The right term is https://en.wikipedia.org/wiki/Observable_universe .
Pi contains all of the information available in the universe. There will be at least one iteration of an exact sequence of numbers somewhere in decimals of Pi. There was a neat thing called PiFS - a computer filesystem based around this. Every computer file is a sequence of bytes, so every file is a sequence of base 2 numerals which can be easily converted to a sequence of base 10 numerals. Therefore each and every file can be looked upon as a bunch of normal numbers. The PiFS tries to lookup this exact bunch in the Pi decimals. Once it finds it, it stores only the position of the starting decimal + length on the storage device. This is the information needed to access the data of the file by just looking through Pi. This enables PiFS to use just a dozen bytes on the disk for a file of basically any size. However any changes to the file will result in new seek through Pi, because it is now a new, different bunch of numbers. So ideal in storage terms and utterly useless because of the CPU requirements and I/O time (it can take hours or days to "save" this post as a txt file), but a nice show for our wonderful universe.
 
Nevertheless, according to astrophysics, there are galaxies further away from us than light could travel in the age of the universe (which means those galaxies aren't observable).
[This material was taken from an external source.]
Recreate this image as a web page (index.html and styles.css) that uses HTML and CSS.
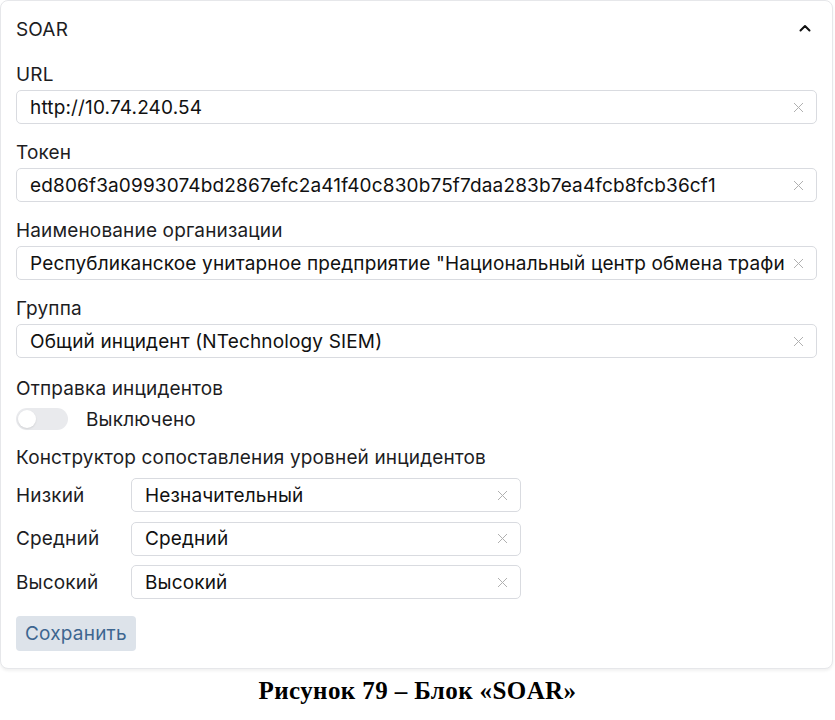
FILE: index.html
```html
<!DOCTYPE html>
<html lang="ru">
<head>
<meta charset="utf-8">
<link rel="stylesheet" href="styles.css">
</head>
<body>
<div class="card">
  <div class="card-header">
    <span class="card-title">SOAR</span>
    <svg class="chevron" width="12" height="8" viewBox="0 0 12 8"><path d="M1.5 6.5 L6 2 L10.5 6.5" fill="none" stroke="#111" stroke-width="2" stroke-linecap="round" stroke-linejoin="round"/></svg>
  </div>
  <div class="fields">
    <div class="field">
      <div class="label">URL</div>
      <div class="input"><span class="value">http://10.74.240.54</span><svg class="clear" width="11" height="11" viewBox="0 0 11 11"><path d="M1 1 L10 10 M10 1 L1 10" stroke="#b0b0b0" stroke-width="1"/></svg></div>
    </div>
    <div class="field">
      <div class="label">Токен</div>
      <div class="input"><span class="value">ed806f3a0993074bd2867efc2a41f40c830b75f7daa283b7ea4fcb8fcb36cf1</span><svg class="clear" width="11" height="11" viewBox="0 0 11 11"><path d="M1 1 L10 10 M10 1 L1 10" stroke="#b0b0b0" stroke-width="1"/></svg></div>
    </div>
    <div class="field">
      <div class="label">Наименование организации</div>
      <div class="input"><span class="value">Республиканское унитарное предприятие "Национальный центр обмена трафи</span><svg class="clear" width="11" height="11" viewBox="0 0 11 11"><path d="M1 1 L10 10 M10 1 L1 10" stroke="#b0b0b0" stroke-width="1"/></svg></div>
    </div>
    <div class="field">
      <div class="label">Группа</div>
      <div class="input"><span class="value">Общий инцидент (NTechnology SIEM)</span><svg class="clear" width="11" height="11" viewBox="0 0 11 11"><path d="M1 1 L10 10 M10 1 L1 10" stroke="#b0b0b0" stroke-width="1"/></svg></div>
    </div>
    <div class="field toggle-field">
      <div class="label">Отправка инцидентов</div>
      <div class="toggle-row">
        <span class="toggle"><span class="knob"></span></span>
        <span class="toggle-text">Выключено</span>
      </div>
    </div>
    <div class="field mapping">
      <div class="label">Конструктор сопоставления уровней инцидентов</div>
      <div class="map-grid">
        <span class="map-label">Низкий</span>
        <div class="input"><span class="value">Незначительный</span><svg class="clear" width="11" height="11" viewBox="0 0 11 11"><path d="M1 1 L10 10 M10 1 L1 10" stroke="#b0b0b0" stroke-width="1"/></svg></div>
        <span class="map-label">Средний</span>
        <div class="input"><span class="value">Средний</span><svg class="clear" width="11" height="11" viewBox="0 0 11 11"><path d="M1 1 L10 10 M10 1 L1 10" stroke="#b0b0b0" stroke-width="1"/></svg></div>
        <span class="map-label">Высокий</span>
        <div class="input"><span class="value">Высокий</span><svg class="clear" width="11" height="11" viewBox="0 0 11 11"><path d="M1 1 L10 10 M10 1 L1 10" stroke="#b0b0b0" stroke-width="1"/></svg></div>
      </div>
    </div>
    <div class="actions">
      <button class="save">Сохранить</button>
    </div>
  </div>
</div>
<p class="caption">Рисунок 79 – Блок «SOAR»</p>
</body>
</html>
```
FILE: styles.css
```css
* { box-sizing: border-box; }
html, body { margin: 0; padding: 0; background: #fff; }
body {
  font-family: Inter, "Noto Sans", Roboto, sans-serif;
  color: #1d1d1f;
  width: 835px;
  letter-spacing: 0.15px;
}
.card {
  width: 833px;
  height: 669px;
  border: 1px solid #e6e7ea;
  border-radius: 8px;
  box-shadow: 0 2px 3px rgba(0,0,0,0.06);
  padding: 0 15px;
  background: #fff;
}
.card-header {
  height: 56px;
  display: flex;
  align-items: center;
  justify-content: space-between;
}
.card-title { font-size: 19px; }
.chevron { margin-right: 6px; margin-top: -2px; }
.fields {
  display: flex;
  flex-direction: column;
  gap: 17px;
  padding-top: 6px;
}
.field { display: flex; flex-direction: column; gap: 3px; }
.label { font-size: 19px; line-height: 24px; }
.input {
  height: 34px;
  border: 1px solid #d9dbe0;
  border-radius: 5px;
  display: flex;
  align-items: center;
  padding: 0 12px 0 13px;
  gap: 8px;
  font-size: 19px;
  color: #111;
}
.value {
  flex: 1;
  white-space: nowrap;
  overflow: hidden;
}
.clear { flex: none; }
.toggle-field { gap: 5px; margin-top: 2px; }
.toggle-row { display: flex; align-items: center; gap: 18px; height: 26px; }
.toggle {
  width: 52px;
  height: 22px;
  border-radius: 11px;
  background: #e9eaed;
  display: flex;
  align-items: center;
  padding: 0 2px;
}
.knob {
  width: 18px;
  height: 18px;
  border-radius: 50%;
  background: #fff;
  box-shadow: 0 1px 2px rgba(0,0,0,0.1);
}
.toggle-text { font-size: 19px; }
.mapping { gap: 8px; margin-top: -3px; }
.map-grid {
  display: grid;
  grid-template-columns: 115px 390px;
  row-gap: 9.5px;
  align-items: center;
}
.map-label { font-size: 19px; }
.save {
  font-family: inherit;
  font-size: 19px;
  letter-spacing: 0.2px;
  color: #3d6690;
  background: #dde3ea;
  border: none;
  border-radius: 4px;
  height: 35px;
  padding: 0 9px;
}
.caption {
  margin: 8px 0 0;
  text-align: center;
  font-family: "Liberation Serif", "Times New Roman", serif;
  font-weight: bold;
  font-size: 25px;
  letter-spacing: 0.4px;
  color: #000;
}
```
That means that the matter those galaxies consists of must have 'travelled' faster than the speed of light after the big bang, otherwise it would be observable.

Do these astrophysical accounts say that these galaxies were actually observed, or do they postulate their existence on indirect data?
 
Which leads me to a question I asked a flatmate of mine years ago, a physisist with a doctorate from ETH (one of the best in the world). He couldn't answer it. Here's how I remember it:

Nothing in the universe is faster than the speed of light. Nevertheless, according to astrophysics, there are galaxies further away from us than light could travel in the age of the universe (which means those galaxies aren't observable). That means that the matter those galaxies consists of must have 'travelled' faster than the speed of light after the big bang, otherwise it would be observable. Which contradicts the axiom that nothing could be faster than the speed of light.
Space carrying galaxies can in theory expand (not travel) faster than the speed of light, if I remember correctly.
And besides, it's a well-known fact that the only thing travelling faster than light is bad news.